* Description of the task *
State the number of lines, and only that number, in which the word "React" appears.

* Available data *
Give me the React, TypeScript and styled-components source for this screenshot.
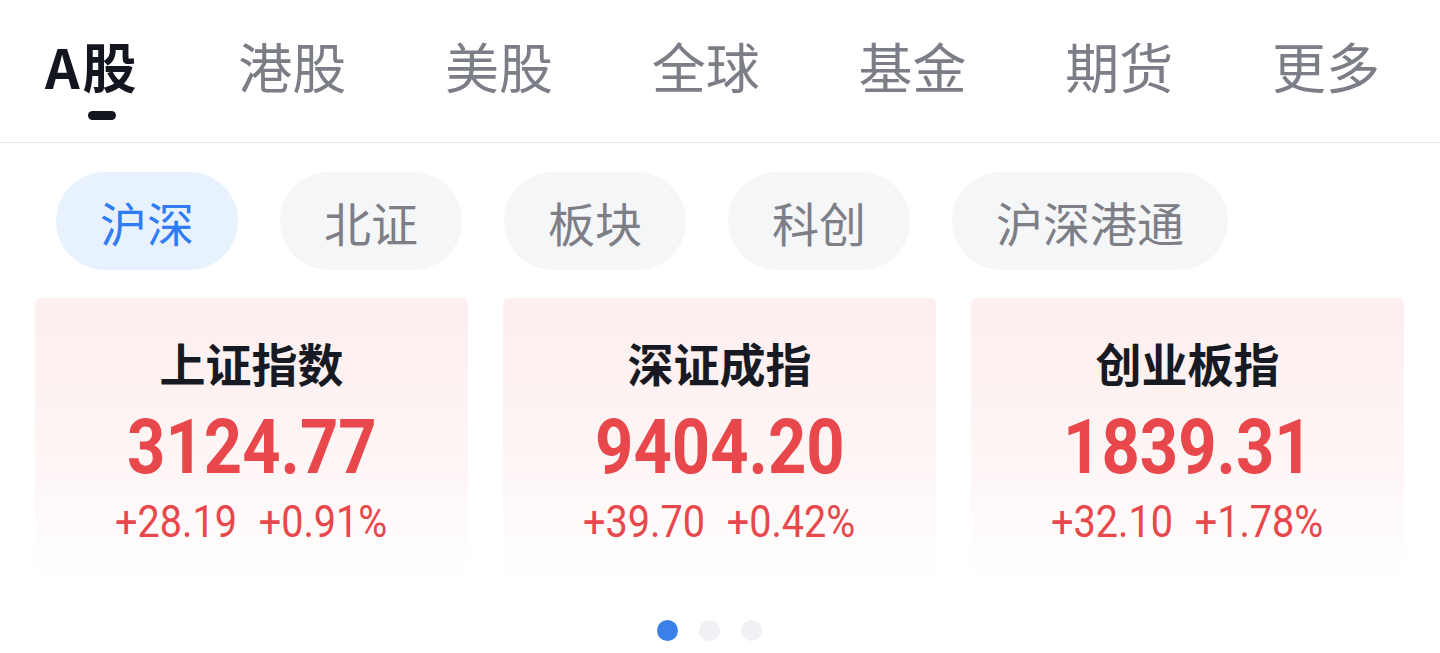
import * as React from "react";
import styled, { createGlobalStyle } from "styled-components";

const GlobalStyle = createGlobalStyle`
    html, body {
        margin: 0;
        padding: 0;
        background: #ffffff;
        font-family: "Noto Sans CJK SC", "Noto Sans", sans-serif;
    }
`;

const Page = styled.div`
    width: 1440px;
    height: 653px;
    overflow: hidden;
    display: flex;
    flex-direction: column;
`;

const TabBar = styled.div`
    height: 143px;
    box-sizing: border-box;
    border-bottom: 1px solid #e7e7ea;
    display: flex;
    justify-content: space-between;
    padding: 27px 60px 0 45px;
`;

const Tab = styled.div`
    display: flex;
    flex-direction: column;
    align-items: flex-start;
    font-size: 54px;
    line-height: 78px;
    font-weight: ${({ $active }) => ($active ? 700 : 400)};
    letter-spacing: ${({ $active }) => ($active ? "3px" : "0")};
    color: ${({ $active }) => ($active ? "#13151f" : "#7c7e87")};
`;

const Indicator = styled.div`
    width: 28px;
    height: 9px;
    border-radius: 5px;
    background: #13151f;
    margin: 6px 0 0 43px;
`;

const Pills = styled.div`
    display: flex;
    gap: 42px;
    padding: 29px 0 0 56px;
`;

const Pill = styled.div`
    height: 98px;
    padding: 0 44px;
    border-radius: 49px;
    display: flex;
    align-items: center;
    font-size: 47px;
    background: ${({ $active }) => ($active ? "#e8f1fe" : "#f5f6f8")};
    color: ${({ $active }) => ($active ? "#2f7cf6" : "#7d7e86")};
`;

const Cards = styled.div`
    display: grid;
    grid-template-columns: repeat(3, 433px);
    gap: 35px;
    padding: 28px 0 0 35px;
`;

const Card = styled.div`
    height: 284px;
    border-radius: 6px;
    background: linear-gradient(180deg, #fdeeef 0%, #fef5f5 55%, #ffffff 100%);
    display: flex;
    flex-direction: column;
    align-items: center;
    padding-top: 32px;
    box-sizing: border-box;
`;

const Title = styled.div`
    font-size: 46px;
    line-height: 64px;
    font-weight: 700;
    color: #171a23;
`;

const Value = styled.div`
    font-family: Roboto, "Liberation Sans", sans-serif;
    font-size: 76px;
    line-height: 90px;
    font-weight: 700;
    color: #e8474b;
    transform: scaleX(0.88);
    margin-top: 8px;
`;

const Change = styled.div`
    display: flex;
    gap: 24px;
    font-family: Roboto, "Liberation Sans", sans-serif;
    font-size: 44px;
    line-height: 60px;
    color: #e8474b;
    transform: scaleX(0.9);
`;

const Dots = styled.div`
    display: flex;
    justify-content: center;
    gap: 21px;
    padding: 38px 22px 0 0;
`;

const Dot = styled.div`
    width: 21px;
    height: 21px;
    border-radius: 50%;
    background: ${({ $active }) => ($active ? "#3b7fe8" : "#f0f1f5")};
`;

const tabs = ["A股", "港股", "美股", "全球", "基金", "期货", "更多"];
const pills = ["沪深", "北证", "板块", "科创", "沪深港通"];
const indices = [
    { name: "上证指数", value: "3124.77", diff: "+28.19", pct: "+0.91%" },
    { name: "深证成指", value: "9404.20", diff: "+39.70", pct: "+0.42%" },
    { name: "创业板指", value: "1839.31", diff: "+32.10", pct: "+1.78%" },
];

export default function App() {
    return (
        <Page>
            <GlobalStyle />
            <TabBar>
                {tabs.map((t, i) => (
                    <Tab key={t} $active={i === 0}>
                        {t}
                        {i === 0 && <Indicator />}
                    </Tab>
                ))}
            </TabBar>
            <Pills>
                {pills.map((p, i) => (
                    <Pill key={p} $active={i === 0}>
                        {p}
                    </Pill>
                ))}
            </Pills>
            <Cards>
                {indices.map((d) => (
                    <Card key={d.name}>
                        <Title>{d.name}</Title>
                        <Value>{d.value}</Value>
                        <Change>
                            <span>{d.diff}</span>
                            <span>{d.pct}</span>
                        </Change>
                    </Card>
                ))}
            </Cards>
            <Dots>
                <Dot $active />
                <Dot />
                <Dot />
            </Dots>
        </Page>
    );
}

* Exercise result *
2